The Rest of the Story. So why did this first healing happen? As with many other healings, I believe a primary reason was to stir people’s faith and raise our expectations of what God can do. Marvelous works like healing can help us fix our eyes more fully on the Lord.
But why has God allowed me so much physical pain since then? Why is healing the start of my story, not the end? In many cases, I have discovered that it is precisely my struggle that draws me closer to God and other people. When I think back over my life, I would not want to have all my pain taken away. Each experience has taught me something, brought me closer to the Lord, and made me more compassionate. I have learned that it is just as important to suffer in faith as it is to accept miracles of healing.
Victory in the Struggle. Whenever I find myself struggling with this new illness, a Good Friday service I attended comes to mind. During one of the readings of the Gospel, I imagined myself with Jesus at the cross. I began to feel as if I were sharing in his experience as memories of my own pain became tangible. I sensed that Jesus wanted me to see what he was seeing as he looked down from the cross. Crowds were jeering at him. The leaders of the Temple were raging against him. Most of his disciples were in hiding. In the midst of it all, he cried out, “Why have you forsaken me?” It was an intensely lonely moment. And then he turned to me and said, “If this is all there is, will you still follow me?”

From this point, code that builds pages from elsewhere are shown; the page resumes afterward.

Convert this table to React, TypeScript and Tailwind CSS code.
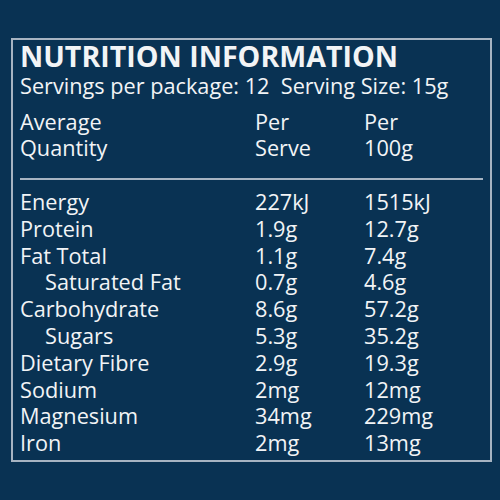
const rows: { name: string; serve: string; per100: string; sub?: boolean }[] = [
  { name: 'Energy', serve: '227kJ', per100: '1515kJ' },
  { name: 'Protein', serve: '1.9g', per100: '12.7g' },
  { name: 'Fat Total', serve: '1.1g', per100: '7.4g' },
  { name: 'Saturated Fat', serve: '0.7g', per100: '4.6g', sub: true },
  { name: 'Carbohydrate', serve: '8.6g', per100: '57.2g' },
  { name: 'Sugars', serve: '5.3g', per100: '35.2g', sub: true },
  { name: 'Dietary Fibre', serve: '2.9g', per100: '19.3g' },
  { name: 'Sodium', serve: '2mg', per100: '12mg' },
  { name: 'Magnesium', serve: '34mg', per100: '229mg' },
  { name: 'Iron', serve: '2mg', per100: '13mg' },
];

export default function App() {
  return (
    <div
      className="min-h-[500px] w-[500px] bg-[#093253] pt-[38px] pl-[11px] text-[#f2f4f6]"
      style={{ fontFamily: '"Open Sans", "Noto Sans", sans-serif' }}
    >
      <div className="w-[481px] h-[424px] border-2 border-[#a7b4c2] px-[7px]">
        <h1 className="text-[28.6px] leading-[32px] font-bold">NUTRITION INFORMATION</h1>
        <p className="text-[21.7px] leading-[28px] whitespace-pre">Servings per package: 12  Serving Size: 15g</p>

        <div className="grid grid-cols-[235px_109px_1fr] text-[21.7px] leading-[26px] mt-[9px]">
          <div>
            Average
            <br />
            Quantity
          </div>
          <div>
            Per
            <br />
            Serve
          </div>
          <div>
            Per
            <br />
            100g
          </div>
        </div>

        <div className="h-[2px] bg-[#a7b4c2] mt-[17px] mb-[9px]"></div>

        <div className="grid grid-cols-[235px_109px_1fr] text-[21.7px] leading-[26.8px]">
          {rows.map((r) => (
            <div key={r.name} className="contents">
              <div className={r.sub ? 'pl-[25px]' : ''}>{r.name}</div>
              <div>{r.serve}</div>
              <div>{r.per100}</div>
            </div>
          ))}
        </div>
      </div>
    </div>
  );
}
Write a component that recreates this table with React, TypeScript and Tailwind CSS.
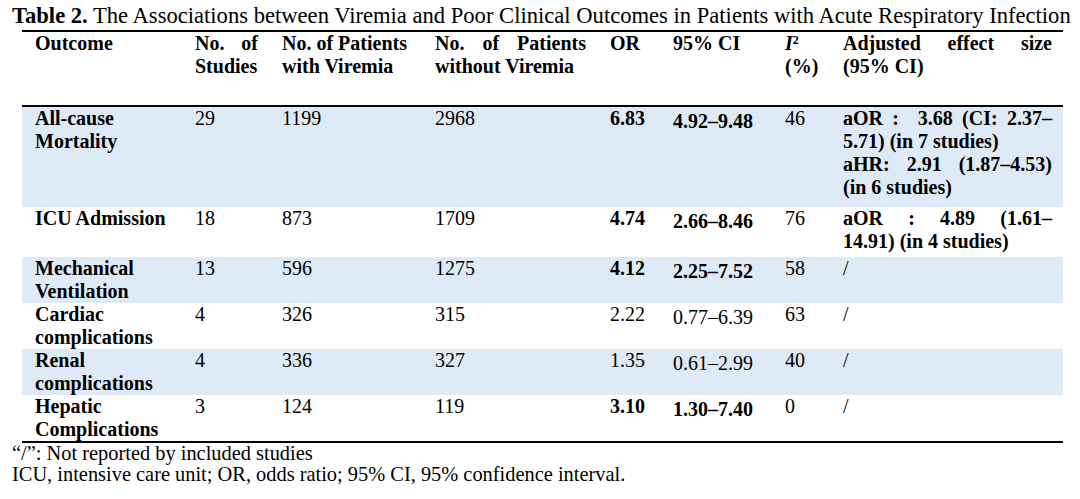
const shade = "bg-[#deeaf6]";

// one line stretched to the full cell width
const J = ({ children }: { children: React.ReactNode }) => (
  <span className="block text-justify [text-align-last:justify]">{children}</span>
);
const L = ({ children }: { children: React.ReactNode }) => <span className="block">{children}</span>;

const td = "align-top pl-[13px] pr-[11px] pt-0 pb-0";

interface Row {
  outcome: string[];
  studies: string;
  withV: string;
  withoutV: string;
  or: string;
  ci: string;
  sig: boolean;
  i2: string;
  adjusted: React.ReactNode;
  h: string;
  shaded: boolean;
}

const rows: Row[] = [
  {
    outcome: ["All-cause", "Mortality"],
    studies: "29",
    withV: "1199",
    withoutV: "2968",
    or: "6.83",
    ci: "4.92–9.48",
    sig: true,
    i2: "46",
    adjusted: (
      <div className="font-bold">
        <J>aOR :&nbsp; 3.68 (CI: 2.37–</J>
        <L>5.71) (in 7 studies)</L>
        <J>aHR: 2.91 (1.87–4.53)</J>
        <L>(in 6 studies)</L>
      </div>
    ),
    h: "h-[101px]",
    shaded: true,
  },
  {
    outcome: ["ICU Admission"],
    studies: "18",
    withV: "873",
    withoutV: "1709",
    or: "4.74",
    ci: "2.66–8.46",
    sig: true,
    i2: "76",
    adjusted: (
      <div className="font-bold">
        <J>aOR : 4.89 (1.61–</J>
        <L>14.91) (in 4 studies)</L>
      </div>
    ),
    h: "h-[50px]",
    shaded: false,
  },
  {
    outcome: ["Mechanical", "Ventilation"],
    studies: "13",
    withV: "596",
    withoutV: "1275",
    or: "4.12",
    ci: "2.25–7.52",
    sig: true,
    i2: "58",
    adjusted: "/",
    h: "h-[45px]",
    shaded: true,
  },
  {
    outcome: ["Cardiac", "complications"],
    studies: "4",
    withV: "326",
    withoutV: "315",
    or: "2.22",
    ci: "0.77–6.39",
    sig: false,
    i2: "63",
    adjusted: "/",
    h: "h-[46px]",
    shaded: false,
  },
  {
    outcome: ["Renal", "complications"],
    studies: "4",
    withV: "336",
    withoutV: "327",
    or: "1.35",
    ci: "0.61–2.99",
    sig: false,
    i2: "40",
    adjusted: "/",
    h: "h-[45px]",
    shaded: true,
  },
  {
    outcome: ["Hepatic", "Complications"],
    studies: "3",
    withV: "124",
    withoutV: "119",
    or: "3.10",
    ci: "1.30–7.40",
    sig: true,
    i2: "0",
    adjusted: "/",
    h: "h-[46px]",
    shaded: false,
  },
];

export default function App() {
  return (
    <div className="min-h-[499px] w-[1080px] bg-white pl-[12px] pt-[4px] text-black font-['Liberation_Serif',serif]">
      <p className="text-[22.6px] leading-[24px] whitespace-nowrap">
        <span className="font-bold">Table 2.</span> The Associations between Viremia and Poor Clinical Outcomes in
        Patients with Acute Respiratory Infection
      </p>

      <div className="ml-[10px] mt-[2px] w-[1041px] border-y-2 border-black">
        <table className="w-full table-fixed border-collapse text-[20px] leading-[23px]">
          <colgroup>
            <col className="w-[160px]" />
            <col className="w-[87px]" />
            <col className="w-[153px]" />
            <col className="w-[175px]" />
            <col className="w-[63px]" />
            <col className="w-[112px]" />
            <col className="w-[58px]" />
            <col className="w-[233px]" />
          </colgroup>
          <thead>
            <tr className="h-[74px] border-b-2 border-black text-left font-bold">
              <th className={td}>Outcome</th>
              <th className={td}>
                <J>No. of</J>
                <L>Studies</L>
              </th>
              <th className={td}>
                <L>No. of Patients</L>
                <L>with Viremia</L>
              </th>
              <th className={td}>
                <J>No. of Patients</J>
                <L>without Viremia</L>
              </th>
              <th className={td}>OR</th>
              <th className={td}>95% CI</th>
              <th className={`${td} pr-0`}>
                <L>
                  <i>I</i>
                  <sup className="text-[12px]">2</sup>
                </L>
                <L>(%)</L>
              </th>
              <th className={td}>
                <J>Adjusted effect size</J>
                <L>(95% CI)</L>
              </th>
            </tr>
          </thead>
          <tbody>
            {rows.map((r) => (
              <tr key={r.outcome.join(" ")} className={`${r.h} ${r.shaded ? shade : ""}`}>
                <td className={`${td} font-bold`}>
                  {r.outcome.map((o) => (
                    <L key={o}>{o}</L>
                  ))}
                </td>
                <td className={td}>{r.studies}</td>
                <td className={td}>{r.withV}</td>
                <td className={td}>{r.withoutV}</td>
                <td className={`${td} ${r.sig ? "font-bold" : ""}`}>{r.or}</td>
                <td className={`${td} !pt-[3px] ${r.sig ? "font-bold" : ""}`}>{r.ci}</td>
                <td className={td}>{r.i2}</td>
                <td className={td}>{r.adjusted}</td>
              </tr>
            ))}
          </tbody>
        </table>
      </div>

      <div className="text-[20.4px] leading-[21px]">
        <p>“/”: Not reported by included studies</p>
        <p>ICU, intensive care unit; OR, odds ratio; 95% CI, 95% confidence interval.</p>
      </div>
    </div>
  );
}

I couldn’t say yes right at that moment, but the next day at the Easter Vigil, as we were celebrating the Resurrection, I finally said yes. I saw that in the moment when all we can see is our pain and our struggle, Jesus continues to ask, Will you still belong to me? Will you give your heart to me? Will you follow me? If we say yes, we share in his victory. The pain may not stop, the sickness may not go away, but Jesus is with us. And he wants us to go on.